Problem to work on
Reproduce every entry below precisely. Pictures are excluded from the copy.

Material for this task
=======

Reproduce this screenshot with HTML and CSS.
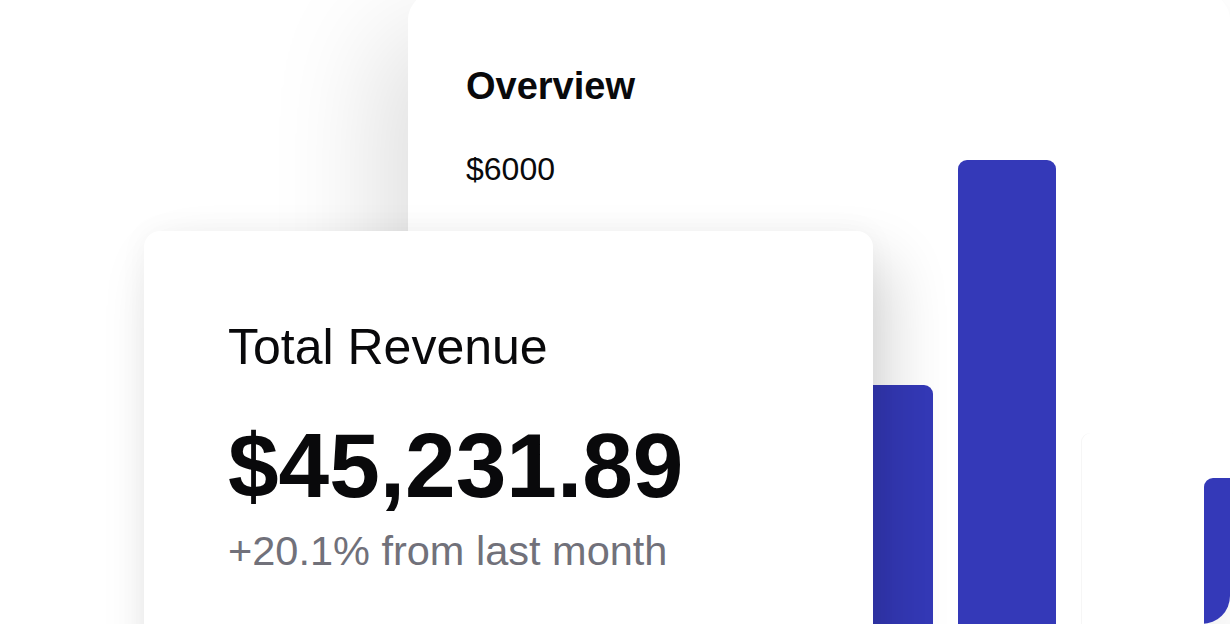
FILE: index.html
```html
<!DOCTYPE html>
<html lang="en">
<head>
<meta charset="utf-8">
<title>Revenue overview</title>
<link rel="stylesheet" href="styles.css">
</head>
<body>
<main class="stage">
  <section class="overview-card">
    <h2 class="overview-title">Overview</h2>
    <div class="axis-label">$6000</div>
    <div class="chart">
      <div class="bar" style="height:300px"></div>
      <div class="bar" style="height:200px"></div>
      <div class="bar" style="height:330px"></div>
      <div class="bar" style="height:239px"></div>
      <div class="bar" style="height:464px"></div>
      <div class="bar bar-empty" style="height:191px"></div>
      <div class="bar" style="height:146px"></div>
    </div>
  </section>
  <section class="revenue-card">
    <h3 class="revenue-title">Total Revenue</h3>
    <div class="revenue-amount">$45,231.89</div>
    <div class="revenue-change">+20.1% from last month</div>
  </section>
</main>
</body>
</html>
```

FILE: styles.css
```css
* { box-sizing: border-box; }
html, body {
  margin: 0;
  padding: 0;
  background: #ffffff;
}
body {
  font-family: "Liberation Sans", Arial, sans-serif;
  color: #09090b;
}
.stage {
  position: relative;
  width: 1230px;
  height: 624px;
  overflow: hidden;
  background: #ffffff;
}
.overview-card {
  position: absolute;
  left: 408px;
  top: -8px;
  width: 822px;
  height: 632px;
  background: #ffffff;
  border-radius: 28px;
  overflow: hidden;
  display: flex;
  flex-direction: column;
  padding: 75px 0 0 58px;
  box-shadow: -30px 40px 110px rgba(0, 0, 0, 0.13);
}
.overview-title {
  margin: 0;
  font-size: 38px;
  line-height: 38px;
  font-weight: 700;
}
.axis-label {
  margin-top: 48px;
  font-size: 32px;
  line-height: 32px;
}
.chart {
  flex: 1;
  min-height: 0;
  display: flex;
  align-items: flex-end;
  gap: 25px;
}
.bar {
  flex: 0 0 98px;
  background: #3439b8;
  border-radius: 9px 9px 0 0;
}
.bar-empty {
  background: #ffffff;
  box-shadow: inset 1px 0 0 #f6f6f6;
}
.revenue-card {
  position: absolute;
  left: 144px;
  top: 231px;
  width: 729px;
  height: 460px;
  background: #ffffff;
  border-radius: 16px;
  padding: 91px 0 0 84px;
  box-shadow: 18px 30px 60px rgba(0, 0, 0, 0.16), 0 0 30px rgba(0, 0, 0, 0.04);
}
.revenue-title {
  margin: 0;
  font-size: 50px;
  line-height: 50px;
  font-weight: 400;
}
.revenue-amount {
  margin-top: 48px;
  font-size: 91px;
  line-height: 91px;
  font-weight: 700;
}
.revenue-change {
  margin-top: 19px;
  font-size: 41.5px;
  line-height: 41.5px;
  color: #71717a;
}
```
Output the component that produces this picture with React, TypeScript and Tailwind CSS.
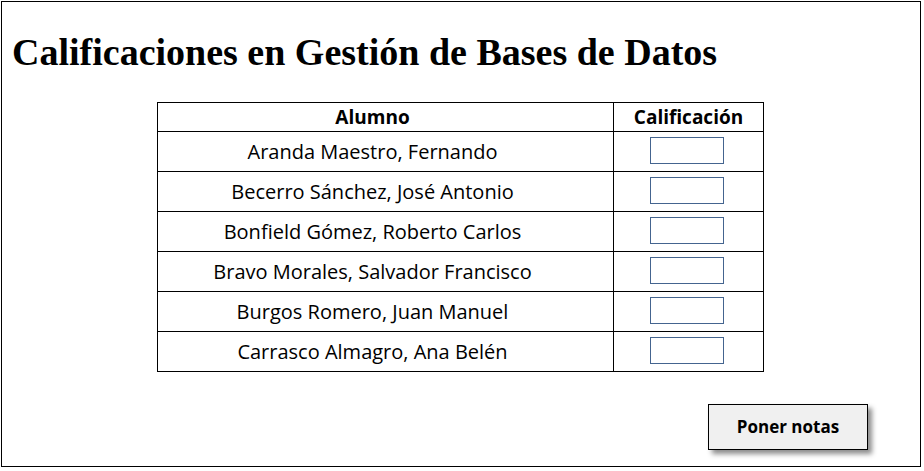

=======

Output of the task
Reproduce this screenshot with HTML and CSS.
FILE: index.html
```html
<!DOCTYPE html>
<html lang="en">
<head>
<meta charset="utf-8">
<title>Revenue overview</title>
<link rel="stylesheet" href="styles.css">
</head>
<body>
<main class="stage">
  <section class="overview-card">
    <h2 class="overview-title">Overview</h2>
    <div class="axis-label">$6000</div>
    <div class="chart">
      <div class="bar" style="height:300px"></div>
      <div class="bar" style="height:200px"></div>
      <div class="bar" style="height:330px"></div>
      <div class="bar" style="height:239px"></div>
      <div class="bar" style="height:464px"></div>
      <div class="bar bar-empty" style="height:191px"></div>
      <div class="bar" style="height:146px"></div>
    </div>
  </section>
  <section class="revenue-card">
    <h3 class="revenue-title">Total Revenue</h3>
    <div class="revenue-amount">$45,231.89</div>
    <div class="revenue-change">+20.1% from last month</div>
  </section>
</main>
</body>
</html>
```

FILE: styles.css
```css
* { box-sizing: border-box; }
html, body {
  margin: 0;
  padding: 0;
  background: #ffffff;
}
body {
  font-family: "Liberation Sans", Arial, sans-serif;
  color: #09090b;
}
.stage {
  position: relative;
  width: 1230px;
  height: 624px;
  overflow: hidden;
  background: #ffffff;
}
.overview-card {
  position: absolute;
  left: 408px;
  top: -8px;
  width: 822px;
  height: 632px;
  background: #ffffff;
  border-radius: 28px;
  overflow: hidden;
  display: flex;
  flex-direction: column;
  padding: 75px 0 0 58px;
  box-shadow: -30px 40px 110px rgba(0, 0, 0, 0.13);
}
.overview-title {
  margin: 0;
  font-size: 38px;
  line-height: 38px;
  font-weight: 700;
}
.axis-label {
  margin-top: 48px;
  font-size: 32px;
  line-height: 32px;
}
.chart {
  flex: 1;
  min-height: 0;
  display: flex;
  align-items: flex-end;
  gap: 25px;
}
.bar {
  flex: 0 0 98px;
  background: #3439b8;
  border-radius: 9px 9px 0 0;
}
.bar-empty {
  background: #ffffff;
  box-shadow: inset 1px 0 0 #f6f6f6;
}
.revenue-card {
  position: absolute;
  left: 144px;
  top: 231px;
  width: 729px;
  height: 460px;
  background: #ffffff;
  border-radius: 16px;
  padding: 91px 0 0 84px;
  box-shadow: 18px 30px 60px rgba(0, 0, 0, 0.16), 0 0 30px rgba(0, 0, 0, 0.04);
}
.revenue-title {
  margin: 0;
  font-size: 50px;
  line-height: 50px;
  font-weight: 400;
}
.revenue-amount {
  margin-top: 48px;
  font-size: 91px;
  line-height: 91px;
  font-weight: 700;
}
.revenue-change {
  margin-top: 19px;
  font-size: 41.5px;
  line-height: 41.5px;
  color: #71717a;
}
```
Output the component that produces this picture with React, TypeScript and Tailwind CSS.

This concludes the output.